Congressman Adam Smith announced today that several key law enforcement services in Washington state will receive additional federal funding which will allow the state to have the nation's first integrated statewide jail booking system and increase its efforts to fight the continued epidemic of methamphetamine use in Washington state.

The funding comes as part of H.R. 2500, the 2002 Commerce, Justice, and State Appropriations Conference Report, which passed the House of Representatives 411 - 15 and is expected to be signed by the President in the next week.

Smith's top priority, $1 million for the Washington Association of Sheriff and Police Chiefs (WASPC) to establish a statewide jail booking system, was granted in full. 

WASPC began establishing a statewide jail booking, reporting and victim notification system in 2000 knowing that when implemented, the system would be a valuable asset to the Washington State criminal justice community by providing a computerized link between all county and city jails for the exchange of jail booking data. This information, which is currently not accessible statewide, would increase law enforcement’s ability to investigate crime, enhance officer safety and protect victims of crime.
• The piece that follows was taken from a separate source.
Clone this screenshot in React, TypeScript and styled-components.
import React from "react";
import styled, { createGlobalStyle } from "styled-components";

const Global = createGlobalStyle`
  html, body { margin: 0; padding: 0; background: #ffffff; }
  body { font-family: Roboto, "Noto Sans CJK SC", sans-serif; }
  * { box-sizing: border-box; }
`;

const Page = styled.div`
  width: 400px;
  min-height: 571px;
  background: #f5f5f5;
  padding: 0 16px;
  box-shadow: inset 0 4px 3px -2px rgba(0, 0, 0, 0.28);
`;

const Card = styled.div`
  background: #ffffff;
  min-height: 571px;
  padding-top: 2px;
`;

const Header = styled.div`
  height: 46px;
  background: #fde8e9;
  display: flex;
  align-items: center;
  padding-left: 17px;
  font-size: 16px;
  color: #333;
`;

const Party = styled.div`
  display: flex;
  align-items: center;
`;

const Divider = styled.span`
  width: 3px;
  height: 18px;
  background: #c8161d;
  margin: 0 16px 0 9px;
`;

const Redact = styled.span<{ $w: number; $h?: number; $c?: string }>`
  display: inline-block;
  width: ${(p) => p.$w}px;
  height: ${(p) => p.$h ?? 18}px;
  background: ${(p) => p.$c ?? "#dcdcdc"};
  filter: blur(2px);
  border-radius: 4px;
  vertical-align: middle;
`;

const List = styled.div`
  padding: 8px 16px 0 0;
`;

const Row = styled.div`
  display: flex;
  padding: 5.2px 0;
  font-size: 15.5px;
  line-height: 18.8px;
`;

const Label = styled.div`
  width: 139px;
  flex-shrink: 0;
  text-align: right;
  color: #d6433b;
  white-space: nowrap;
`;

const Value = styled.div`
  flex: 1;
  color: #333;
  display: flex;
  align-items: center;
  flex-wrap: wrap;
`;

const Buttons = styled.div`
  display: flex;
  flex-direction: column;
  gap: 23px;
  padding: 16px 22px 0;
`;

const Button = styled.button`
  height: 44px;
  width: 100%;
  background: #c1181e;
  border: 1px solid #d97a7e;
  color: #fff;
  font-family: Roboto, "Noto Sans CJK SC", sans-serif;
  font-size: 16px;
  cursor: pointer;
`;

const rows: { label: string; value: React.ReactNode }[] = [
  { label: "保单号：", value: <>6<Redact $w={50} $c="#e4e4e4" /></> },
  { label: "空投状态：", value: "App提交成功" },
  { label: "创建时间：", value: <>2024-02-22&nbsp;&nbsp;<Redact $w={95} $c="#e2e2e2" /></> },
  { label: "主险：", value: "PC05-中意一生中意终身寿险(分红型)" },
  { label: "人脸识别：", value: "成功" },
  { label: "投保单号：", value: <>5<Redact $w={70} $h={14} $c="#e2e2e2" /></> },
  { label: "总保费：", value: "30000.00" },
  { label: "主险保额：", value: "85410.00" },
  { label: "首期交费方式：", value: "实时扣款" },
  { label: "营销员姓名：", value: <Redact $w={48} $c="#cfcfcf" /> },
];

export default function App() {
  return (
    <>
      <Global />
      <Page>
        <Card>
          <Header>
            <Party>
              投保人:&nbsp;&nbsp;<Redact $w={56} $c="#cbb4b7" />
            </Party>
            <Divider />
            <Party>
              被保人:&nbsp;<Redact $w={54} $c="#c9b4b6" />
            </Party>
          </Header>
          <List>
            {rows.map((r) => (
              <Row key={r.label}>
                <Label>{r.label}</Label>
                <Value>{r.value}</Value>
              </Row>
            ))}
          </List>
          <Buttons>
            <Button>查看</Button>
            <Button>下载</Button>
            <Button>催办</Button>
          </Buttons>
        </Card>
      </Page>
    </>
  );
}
The Washington State Jail booking, reporting and victim notification system will be unique to the United States - no other state has developed a similar system. 

"A statewide jail booking system would increase Washington state law enforcement's ability to identify criminals and protect our citizens," explained Smith. "With so much travel between counties, it's imperative that, for example, Pierce County police officers know when a suspect is also wanted in King County. This system will ensure better communication between law enforcement agencies and will hopefully serve as a model to the rest of the country."

The $1 million request will allow WASPC to complete the project. The money will be used to assist the city and county law enforcement and correctional facilities throughout the state to integrate into the central site of the new statewide system. 

Also, Smith is pleased that he was able to help secure $4 million -- twice as much federal funding as last year -- to fight the methamphetamine crisis in Washington state. The funding will be used to alleviate the rampant meth problem that penetrates all nine congressional districts. 

“Methamphetamine abuse is causing many problems in our communities. It is not only damaging the drug abusers but also the abuser's family and neighbors,” Smith said. “Furthermore, it is an enormous public health risk, and cleanup costs are estimated to be close to $25,000 per site. This money was absolutely critical to combat this serious problem.”